Hello, I'm back =) thanks for the benchmark, I will try to do one additional soon with train_freq=gradient_steps=12.

araffin commented 8 months ago

On-going report is here: https://wandb.ai/openrlbenchmark/sbx/reports/SBX-TD3-PR-21-perf-check--Vmlldzo2NDk2NDUy

Performance-wise, it looks good. The compilation is much faster, however I observed a slower training after compilation compared to the current SBX version (we should probably play with loop unroll parameter that was introduced in newer jax version, but #22 must be fixed first).

jan1854 commented 8 months ago

Sorry for the late reply. I am a bit busy with deadlines at the moment, but I try to have a look at the loop unrolling next week.

araffin commented 8 months ago

After some local tests:

Tested jax versions:

I would be happy if you could help isolate the NaN bug so we can send a minimal working example to Jax team.

jan1854 commented 7 months ago

After some local tests:

  • there seems to be a bug with newer jax versions (I get NaN when I try to unroll on CUDA)
  • the performance drop also depends on jax/cuda version, the compilation time too (latest jax version, 0.4.23 is slower to compile, yield NaNs when trying to unroll but is the fastest, no perf drop w.r.t. master)

Tested jax versions:

  • jaxlib==0.4.12+cuda11.cudnn86 (work with unroll but slower when using for i loo)
  • jaxlib==0.4.23+cuda11.cudnn86 (NaN with unroll, faster than master when using for i loop, couldn't test master though)

Hi @araffin, I was able to reproduce the NaN problem on my machine for jaxlib==0.4.23+cuda11.cudnn86. However, I noticed that the problem vanishes for jaxlib version 0.4.24. It also seems to be independent of whether the CUDA 11 or CUDA 12 version is used (works for both jaxlib==0.4.24+cuda11.cudnn86 or jaxlib==0.4.24+cuda12.cudnn89). So, I guess that the Jax people fixed the issue in the latest jaxlib version, but I could not find anything about it in the changelogs.

I will do some benchmarking of the performance with different values for the unroll parameter to figure out if it helps. I'll come back to you as soon as I have the data.
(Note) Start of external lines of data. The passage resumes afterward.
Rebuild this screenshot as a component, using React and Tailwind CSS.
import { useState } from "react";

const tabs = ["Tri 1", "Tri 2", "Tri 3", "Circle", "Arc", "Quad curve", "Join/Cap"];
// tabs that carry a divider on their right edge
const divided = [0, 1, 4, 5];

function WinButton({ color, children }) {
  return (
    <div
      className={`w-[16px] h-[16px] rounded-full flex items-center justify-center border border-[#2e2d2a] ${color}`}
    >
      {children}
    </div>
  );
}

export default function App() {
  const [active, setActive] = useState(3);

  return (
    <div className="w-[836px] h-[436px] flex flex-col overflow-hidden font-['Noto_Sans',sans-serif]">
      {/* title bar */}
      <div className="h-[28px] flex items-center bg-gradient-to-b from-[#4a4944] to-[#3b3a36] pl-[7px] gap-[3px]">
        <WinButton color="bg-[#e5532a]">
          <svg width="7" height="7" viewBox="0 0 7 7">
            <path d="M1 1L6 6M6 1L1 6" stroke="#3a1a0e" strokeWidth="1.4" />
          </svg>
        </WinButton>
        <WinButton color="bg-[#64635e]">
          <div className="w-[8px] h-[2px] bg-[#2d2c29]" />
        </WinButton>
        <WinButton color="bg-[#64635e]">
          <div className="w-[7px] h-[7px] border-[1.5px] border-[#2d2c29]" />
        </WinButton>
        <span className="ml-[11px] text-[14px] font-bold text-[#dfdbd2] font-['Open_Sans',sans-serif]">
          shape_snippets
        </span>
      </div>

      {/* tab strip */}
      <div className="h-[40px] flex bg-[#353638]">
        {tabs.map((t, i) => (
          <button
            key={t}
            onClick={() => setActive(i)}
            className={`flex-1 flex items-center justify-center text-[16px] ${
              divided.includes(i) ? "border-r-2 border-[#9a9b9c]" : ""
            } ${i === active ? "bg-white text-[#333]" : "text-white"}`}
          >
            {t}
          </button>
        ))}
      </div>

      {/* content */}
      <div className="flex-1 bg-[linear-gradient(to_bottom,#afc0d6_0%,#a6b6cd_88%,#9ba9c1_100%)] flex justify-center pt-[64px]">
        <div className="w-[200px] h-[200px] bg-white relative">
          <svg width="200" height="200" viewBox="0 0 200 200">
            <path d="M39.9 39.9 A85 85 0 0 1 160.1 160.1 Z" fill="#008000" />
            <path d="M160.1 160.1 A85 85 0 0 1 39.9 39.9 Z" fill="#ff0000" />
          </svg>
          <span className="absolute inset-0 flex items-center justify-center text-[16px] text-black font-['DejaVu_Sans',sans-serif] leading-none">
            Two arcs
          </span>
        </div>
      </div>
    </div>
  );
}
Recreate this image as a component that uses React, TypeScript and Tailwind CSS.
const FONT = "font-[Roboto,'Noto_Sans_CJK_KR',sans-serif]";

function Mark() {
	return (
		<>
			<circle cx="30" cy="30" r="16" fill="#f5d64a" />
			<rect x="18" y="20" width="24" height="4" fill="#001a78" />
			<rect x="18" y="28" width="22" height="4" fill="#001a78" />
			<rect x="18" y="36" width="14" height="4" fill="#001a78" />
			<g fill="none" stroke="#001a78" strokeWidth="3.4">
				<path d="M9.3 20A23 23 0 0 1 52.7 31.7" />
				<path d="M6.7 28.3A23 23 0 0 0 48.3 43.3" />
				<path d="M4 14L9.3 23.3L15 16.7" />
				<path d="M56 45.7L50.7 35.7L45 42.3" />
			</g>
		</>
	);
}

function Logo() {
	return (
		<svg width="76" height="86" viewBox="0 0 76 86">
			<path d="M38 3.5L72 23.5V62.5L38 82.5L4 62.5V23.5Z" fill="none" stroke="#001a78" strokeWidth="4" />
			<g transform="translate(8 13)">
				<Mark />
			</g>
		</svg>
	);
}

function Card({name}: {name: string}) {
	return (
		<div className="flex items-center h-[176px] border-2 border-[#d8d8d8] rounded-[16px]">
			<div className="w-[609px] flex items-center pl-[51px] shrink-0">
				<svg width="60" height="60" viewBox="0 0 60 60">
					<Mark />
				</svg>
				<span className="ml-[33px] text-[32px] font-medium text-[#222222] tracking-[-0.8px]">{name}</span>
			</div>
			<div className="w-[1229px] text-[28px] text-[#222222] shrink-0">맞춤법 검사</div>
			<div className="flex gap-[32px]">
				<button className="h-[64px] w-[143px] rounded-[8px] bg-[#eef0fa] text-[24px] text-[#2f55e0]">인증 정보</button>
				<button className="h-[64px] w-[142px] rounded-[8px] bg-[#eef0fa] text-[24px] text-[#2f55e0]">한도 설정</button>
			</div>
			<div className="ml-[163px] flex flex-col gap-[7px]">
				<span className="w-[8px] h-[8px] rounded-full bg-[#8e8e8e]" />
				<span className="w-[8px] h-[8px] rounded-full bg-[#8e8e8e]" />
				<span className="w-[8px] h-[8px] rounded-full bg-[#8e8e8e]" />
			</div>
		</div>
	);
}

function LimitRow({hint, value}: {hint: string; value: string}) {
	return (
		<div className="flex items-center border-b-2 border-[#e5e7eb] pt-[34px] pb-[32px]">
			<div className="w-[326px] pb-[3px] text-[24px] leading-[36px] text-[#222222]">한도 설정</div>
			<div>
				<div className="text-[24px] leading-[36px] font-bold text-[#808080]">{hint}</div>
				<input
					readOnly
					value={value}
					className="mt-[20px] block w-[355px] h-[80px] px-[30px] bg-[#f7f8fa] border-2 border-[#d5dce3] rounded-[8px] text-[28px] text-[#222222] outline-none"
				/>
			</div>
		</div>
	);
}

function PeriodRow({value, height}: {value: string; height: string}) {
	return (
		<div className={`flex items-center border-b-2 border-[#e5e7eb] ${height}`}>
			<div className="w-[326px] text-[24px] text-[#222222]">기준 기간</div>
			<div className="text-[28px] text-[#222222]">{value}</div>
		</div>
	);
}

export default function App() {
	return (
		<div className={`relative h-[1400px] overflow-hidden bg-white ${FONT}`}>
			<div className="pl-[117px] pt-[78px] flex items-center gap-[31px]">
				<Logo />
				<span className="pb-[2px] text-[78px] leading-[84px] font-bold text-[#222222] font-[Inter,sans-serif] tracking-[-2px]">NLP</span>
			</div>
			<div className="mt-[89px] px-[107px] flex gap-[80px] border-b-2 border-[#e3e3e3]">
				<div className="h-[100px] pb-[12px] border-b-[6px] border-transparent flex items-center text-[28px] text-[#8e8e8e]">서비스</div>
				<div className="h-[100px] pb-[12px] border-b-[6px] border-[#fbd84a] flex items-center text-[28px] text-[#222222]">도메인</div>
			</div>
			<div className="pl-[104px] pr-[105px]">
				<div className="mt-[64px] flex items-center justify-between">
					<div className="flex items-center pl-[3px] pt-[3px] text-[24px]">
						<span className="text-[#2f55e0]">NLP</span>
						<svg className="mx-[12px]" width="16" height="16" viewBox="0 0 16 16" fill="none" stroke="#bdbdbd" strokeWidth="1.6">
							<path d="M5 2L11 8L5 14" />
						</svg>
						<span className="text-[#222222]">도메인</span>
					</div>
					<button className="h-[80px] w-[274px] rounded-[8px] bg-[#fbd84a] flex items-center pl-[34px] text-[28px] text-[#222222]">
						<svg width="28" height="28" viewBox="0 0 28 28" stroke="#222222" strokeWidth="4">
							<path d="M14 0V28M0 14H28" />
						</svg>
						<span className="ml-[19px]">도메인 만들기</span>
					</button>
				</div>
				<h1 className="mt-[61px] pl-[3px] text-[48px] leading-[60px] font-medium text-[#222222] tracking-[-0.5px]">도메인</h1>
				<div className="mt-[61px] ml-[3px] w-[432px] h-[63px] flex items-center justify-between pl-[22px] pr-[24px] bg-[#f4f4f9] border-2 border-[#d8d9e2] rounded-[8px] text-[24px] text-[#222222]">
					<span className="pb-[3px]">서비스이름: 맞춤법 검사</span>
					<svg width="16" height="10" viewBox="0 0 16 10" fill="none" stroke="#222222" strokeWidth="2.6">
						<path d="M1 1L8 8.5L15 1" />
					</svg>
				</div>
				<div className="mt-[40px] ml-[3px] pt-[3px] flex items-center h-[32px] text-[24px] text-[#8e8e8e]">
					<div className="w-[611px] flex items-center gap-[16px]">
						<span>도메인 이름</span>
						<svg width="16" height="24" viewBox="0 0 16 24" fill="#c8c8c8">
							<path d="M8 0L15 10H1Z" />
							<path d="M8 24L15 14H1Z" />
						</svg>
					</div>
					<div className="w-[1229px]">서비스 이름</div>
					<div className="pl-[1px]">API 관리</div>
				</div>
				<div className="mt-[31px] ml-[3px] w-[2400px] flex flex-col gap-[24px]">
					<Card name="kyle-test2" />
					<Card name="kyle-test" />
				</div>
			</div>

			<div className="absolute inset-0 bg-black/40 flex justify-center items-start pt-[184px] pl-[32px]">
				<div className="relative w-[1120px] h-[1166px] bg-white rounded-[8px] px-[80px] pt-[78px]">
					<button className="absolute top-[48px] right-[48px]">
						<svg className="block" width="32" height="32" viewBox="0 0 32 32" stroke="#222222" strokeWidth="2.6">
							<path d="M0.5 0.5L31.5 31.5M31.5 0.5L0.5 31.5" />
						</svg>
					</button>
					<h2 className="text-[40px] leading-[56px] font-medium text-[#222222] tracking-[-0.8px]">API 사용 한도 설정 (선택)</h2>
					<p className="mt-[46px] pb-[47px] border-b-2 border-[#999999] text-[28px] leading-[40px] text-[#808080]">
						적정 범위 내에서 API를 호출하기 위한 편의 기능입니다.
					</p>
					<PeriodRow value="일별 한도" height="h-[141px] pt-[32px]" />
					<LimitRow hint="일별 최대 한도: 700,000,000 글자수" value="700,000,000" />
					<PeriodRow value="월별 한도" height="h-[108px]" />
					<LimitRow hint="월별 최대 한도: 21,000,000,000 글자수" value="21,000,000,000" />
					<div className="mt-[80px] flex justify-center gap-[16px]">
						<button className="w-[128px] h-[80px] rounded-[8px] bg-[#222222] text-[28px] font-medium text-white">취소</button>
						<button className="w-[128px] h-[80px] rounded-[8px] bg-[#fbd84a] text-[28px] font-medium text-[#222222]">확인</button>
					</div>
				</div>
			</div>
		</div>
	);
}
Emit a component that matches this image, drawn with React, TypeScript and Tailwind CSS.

araffin commented 7 months ago

Thanks, I can confirm that the bug is gone with newest version of jax. After some testing, it also seems that keeping the default unroll value is the best for speed.

jan1854 commented 7 months ago

I can confirm that observation. In my tests, the runs without loop unrolling were almost always faster (in terms of the time/fps metric). I also compared against the old implementation from before the PR. Previously, you reported that time/fps was slightly higher for the old implementation. In my experiments, this does not seem to be the case anymore. The new implementation was always faster, so perhaps the new version of Jax also improved the efficiency of the fori_loop construct in the meantime.

The results seem to be consistent across all three algorithms.

araffin commented 7 months ago

Previously, you reported that time/fps was slightly higher for the old implementation. In my experiments, this does not seem to be the case anymore.

yes, that was the case for older version of jax. Not the case anymore with newer versions.